• _Exercise aim_
Give the number of lines that include the word "html", nothing more.
⟨
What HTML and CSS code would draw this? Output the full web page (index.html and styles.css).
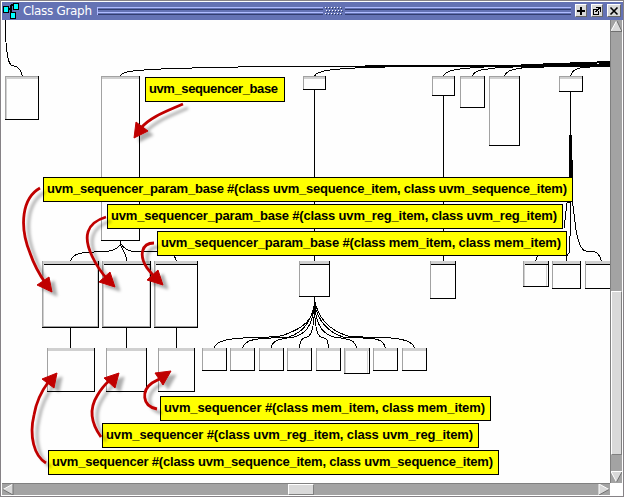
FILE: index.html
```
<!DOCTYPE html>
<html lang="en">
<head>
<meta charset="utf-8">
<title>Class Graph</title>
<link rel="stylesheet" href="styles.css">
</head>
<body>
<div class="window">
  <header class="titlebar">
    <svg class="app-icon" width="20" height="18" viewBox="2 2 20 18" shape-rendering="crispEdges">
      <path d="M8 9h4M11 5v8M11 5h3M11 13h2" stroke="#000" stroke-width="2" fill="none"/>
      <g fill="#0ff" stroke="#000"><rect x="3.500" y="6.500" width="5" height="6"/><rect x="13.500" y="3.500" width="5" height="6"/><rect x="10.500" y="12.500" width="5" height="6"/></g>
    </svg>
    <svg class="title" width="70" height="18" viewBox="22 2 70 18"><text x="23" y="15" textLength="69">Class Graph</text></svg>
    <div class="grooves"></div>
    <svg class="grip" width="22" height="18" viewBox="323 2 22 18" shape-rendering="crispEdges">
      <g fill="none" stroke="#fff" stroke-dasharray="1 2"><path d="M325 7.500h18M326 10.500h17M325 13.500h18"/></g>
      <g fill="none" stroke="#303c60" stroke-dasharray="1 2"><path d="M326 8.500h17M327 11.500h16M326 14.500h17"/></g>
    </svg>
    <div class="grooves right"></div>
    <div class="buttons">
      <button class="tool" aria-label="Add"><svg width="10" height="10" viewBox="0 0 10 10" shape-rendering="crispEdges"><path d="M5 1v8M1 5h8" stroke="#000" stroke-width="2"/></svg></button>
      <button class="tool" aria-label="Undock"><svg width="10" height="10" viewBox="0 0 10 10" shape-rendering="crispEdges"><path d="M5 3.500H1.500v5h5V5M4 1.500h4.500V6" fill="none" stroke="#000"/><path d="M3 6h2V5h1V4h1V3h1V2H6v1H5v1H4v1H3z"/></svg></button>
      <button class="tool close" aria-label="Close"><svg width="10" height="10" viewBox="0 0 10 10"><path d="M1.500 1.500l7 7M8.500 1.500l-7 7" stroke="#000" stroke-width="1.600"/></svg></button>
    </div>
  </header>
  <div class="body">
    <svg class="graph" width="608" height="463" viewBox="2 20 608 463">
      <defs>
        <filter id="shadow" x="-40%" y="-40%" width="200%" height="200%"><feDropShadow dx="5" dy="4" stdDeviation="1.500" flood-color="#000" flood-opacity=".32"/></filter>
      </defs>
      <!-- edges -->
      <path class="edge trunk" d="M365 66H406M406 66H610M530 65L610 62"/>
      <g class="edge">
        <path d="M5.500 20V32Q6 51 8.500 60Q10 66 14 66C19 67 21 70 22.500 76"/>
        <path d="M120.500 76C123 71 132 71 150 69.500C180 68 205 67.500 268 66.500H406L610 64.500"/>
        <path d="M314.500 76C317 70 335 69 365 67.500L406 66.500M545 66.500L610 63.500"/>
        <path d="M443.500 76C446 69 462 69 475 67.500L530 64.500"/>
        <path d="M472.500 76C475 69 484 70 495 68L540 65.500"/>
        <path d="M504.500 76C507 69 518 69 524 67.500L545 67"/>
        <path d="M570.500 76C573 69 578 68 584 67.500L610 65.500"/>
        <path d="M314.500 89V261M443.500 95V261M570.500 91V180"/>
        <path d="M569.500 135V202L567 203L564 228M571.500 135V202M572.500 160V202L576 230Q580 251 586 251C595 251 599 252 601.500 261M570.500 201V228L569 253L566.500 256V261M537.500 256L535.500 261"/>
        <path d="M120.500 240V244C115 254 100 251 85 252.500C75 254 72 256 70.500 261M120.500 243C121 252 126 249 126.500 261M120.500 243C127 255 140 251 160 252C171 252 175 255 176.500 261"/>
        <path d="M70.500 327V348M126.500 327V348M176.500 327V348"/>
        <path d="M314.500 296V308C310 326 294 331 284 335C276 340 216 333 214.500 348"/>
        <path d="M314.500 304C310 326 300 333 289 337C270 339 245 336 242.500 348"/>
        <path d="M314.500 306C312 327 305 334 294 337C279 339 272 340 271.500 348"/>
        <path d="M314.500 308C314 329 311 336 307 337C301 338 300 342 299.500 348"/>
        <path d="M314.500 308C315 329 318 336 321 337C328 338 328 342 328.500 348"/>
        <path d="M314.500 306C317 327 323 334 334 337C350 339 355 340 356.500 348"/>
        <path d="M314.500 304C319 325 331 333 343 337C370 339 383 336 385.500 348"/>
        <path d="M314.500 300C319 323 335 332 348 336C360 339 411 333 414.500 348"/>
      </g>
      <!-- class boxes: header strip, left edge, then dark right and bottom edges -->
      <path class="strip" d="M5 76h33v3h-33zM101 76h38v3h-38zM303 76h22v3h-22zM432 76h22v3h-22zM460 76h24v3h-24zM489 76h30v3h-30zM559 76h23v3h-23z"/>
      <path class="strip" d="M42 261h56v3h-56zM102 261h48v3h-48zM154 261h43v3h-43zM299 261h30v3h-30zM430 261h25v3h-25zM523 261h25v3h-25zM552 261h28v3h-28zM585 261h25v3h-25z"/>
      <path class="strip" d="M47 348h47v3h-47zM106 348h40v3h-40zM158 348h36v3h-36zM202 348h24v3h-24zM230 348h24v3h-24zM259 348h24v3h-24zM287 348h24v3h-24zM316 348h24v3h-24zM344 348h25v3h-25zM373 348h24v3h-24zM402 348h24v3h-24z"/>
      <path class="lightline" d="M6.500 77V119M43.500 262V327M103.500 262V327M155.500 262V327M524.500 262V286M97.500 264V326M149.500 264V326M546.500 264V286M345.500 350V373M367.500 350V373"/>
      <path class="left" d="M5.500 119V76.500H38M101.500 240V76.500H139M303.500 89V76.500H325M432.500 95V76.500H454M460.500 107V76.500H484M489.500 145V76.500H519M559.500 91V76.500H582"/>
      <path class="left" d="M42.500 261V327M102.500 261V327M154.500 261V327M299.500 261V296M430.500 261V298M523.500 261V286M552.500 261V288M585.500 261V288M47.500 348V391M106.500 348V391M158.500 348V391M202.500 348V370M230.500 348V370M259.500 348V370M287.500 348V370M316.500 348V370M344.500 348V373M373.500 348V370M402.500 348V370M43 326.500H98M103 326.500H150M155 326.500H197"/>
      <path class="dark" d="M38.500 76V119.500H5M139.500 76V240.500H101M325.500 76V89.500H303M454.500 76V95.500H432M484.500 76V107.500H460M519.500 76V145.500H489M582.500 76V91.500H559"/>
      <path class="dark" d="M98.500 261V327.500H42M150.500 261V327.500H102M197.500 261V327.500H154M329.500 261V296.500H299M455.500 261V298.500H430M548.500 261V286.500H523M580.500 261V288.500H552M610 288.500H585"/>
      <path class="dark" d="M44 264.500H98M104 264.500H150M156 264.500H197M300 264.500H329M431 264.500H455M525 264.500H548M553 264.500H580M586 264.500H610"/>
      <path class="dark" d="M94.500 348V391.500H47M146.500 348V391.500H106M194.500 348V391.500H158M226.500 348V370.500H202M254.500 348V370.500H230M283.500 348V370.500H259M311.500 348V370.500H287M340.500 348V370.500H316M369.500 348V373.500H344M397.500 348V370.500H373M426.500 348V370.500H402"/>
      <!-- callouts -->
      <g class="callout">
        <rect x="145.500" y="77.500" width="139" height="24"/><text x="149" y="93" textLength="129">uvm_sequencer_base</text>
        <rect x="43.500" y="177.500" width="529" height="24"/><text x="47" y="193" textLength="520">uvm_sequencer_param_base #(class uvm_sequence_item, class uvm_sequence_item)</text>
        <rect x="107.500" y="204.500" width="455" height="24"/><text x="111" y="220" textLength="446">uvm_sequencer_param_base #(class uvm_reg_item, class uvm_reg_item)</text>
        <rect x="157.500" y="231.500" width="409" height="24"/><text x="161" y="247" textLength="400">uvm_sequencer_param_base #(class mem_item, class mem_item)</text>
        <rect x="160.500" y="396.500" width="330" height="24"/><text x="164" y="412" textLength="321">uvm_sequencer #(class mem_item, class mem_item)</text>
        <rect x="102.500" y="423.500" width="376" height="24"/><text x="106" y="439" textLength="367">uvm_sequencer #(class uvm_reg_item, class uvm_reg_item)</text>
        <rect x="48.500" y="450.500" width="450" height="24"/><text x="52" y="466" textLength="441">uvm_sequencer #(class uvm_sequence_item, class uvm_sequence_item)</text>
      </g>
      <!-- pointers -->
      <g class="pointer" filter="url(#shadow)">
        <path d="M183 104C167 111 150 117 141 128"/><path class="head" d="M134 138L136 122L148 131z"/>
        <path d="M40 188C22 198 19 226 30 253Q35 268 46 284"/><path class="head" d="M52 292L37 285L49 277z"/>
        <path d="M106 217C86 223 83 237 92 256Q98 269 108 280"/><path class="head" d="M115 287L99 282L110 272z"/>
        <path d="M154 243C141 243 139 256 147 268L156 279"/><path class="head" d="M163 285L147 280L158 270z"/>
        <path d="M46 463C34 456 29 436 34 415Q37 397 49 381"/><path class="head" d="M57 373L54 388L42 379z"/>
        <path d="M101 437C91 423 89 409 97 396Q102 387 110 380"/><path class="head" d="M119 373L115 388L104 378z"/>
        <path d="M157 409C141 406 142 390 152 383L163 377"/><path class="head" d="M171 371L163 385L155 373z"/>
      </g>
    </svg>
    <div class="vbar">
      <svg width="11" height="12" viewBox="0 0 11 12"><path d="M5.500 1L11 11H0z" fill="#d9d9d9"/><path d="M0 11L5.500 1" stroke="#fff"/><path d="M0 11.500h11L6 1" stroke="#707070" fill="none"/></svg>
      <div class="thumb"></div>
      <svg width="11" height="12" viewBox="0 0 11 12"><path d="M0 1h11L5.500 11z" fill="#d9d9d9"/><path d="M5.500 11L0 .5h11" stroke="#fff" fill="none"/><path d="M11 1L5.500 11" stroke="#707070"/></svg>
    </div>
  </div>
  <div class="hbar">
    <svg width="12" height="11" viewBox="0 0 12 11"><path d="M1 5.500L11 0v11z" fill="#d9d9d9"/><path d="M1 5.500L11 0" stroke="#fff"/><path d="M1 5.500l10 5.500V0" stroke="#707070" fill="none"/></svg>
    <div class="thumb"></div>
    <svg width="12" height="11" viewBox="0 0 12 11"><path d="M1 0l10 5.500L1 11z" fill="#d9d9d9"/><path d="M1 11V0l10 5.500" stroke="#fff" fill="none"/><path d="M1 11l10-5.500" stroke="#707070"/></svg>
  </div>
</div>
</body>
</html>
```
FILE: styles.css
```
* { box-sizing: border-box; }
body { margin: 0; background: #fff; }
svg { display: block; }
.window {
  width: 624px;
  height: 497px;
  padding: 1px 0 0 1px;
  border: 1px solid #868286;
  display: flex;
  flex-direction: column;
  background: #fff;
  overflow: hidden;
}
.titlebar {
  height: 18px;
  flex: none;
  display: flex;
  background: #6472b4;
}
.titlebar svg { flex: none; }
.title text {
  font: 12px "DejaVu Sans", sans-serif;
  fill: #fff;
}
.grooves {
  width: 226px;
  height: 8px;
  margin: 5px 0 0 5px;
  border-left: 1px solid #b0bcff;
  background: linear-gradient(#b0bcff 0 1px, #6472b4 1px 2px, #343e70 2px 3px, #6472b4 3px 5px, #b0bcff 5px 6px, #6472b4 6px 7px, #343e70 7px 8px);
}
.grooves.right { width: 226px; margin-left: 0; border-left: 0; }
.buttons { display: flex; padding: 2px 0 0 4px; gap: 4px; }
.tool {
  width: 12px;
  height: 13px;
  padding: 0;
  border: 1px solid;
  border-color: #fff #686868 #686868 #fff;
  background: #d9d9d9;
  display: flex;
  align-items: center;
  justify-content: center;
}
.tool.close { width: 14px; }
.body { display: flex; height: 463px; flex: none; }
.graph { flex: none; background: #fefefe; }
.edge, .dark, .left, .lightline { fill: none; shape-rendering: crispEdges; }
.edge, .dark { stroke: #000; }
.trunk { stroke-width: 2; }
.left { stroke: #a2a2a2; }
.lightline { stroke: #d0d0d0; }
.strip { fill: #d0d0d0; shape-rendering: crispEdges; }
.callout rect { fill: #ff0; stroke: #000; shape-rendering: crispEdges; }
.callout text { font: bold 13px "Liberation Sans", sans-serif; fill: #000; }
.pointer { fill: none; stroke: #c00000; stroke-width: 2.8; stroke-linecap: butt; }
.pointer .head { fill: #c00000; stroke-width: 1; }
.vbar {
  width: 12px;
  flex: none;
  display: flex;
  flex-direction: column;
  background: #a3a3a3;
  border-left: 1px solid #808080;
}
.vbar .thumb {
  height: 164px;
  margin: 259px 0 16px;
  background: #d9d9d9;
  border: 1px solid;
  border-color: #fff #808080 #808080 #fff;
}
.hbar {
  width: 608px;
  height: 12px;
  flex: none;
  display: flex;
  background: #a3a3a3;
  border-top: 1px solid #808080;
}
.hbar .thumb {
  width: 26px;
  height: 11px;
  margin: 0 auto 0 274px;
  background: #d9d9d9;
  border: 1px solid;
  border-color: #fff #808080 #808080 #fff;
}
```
⟩
• _Solution for this problem_
5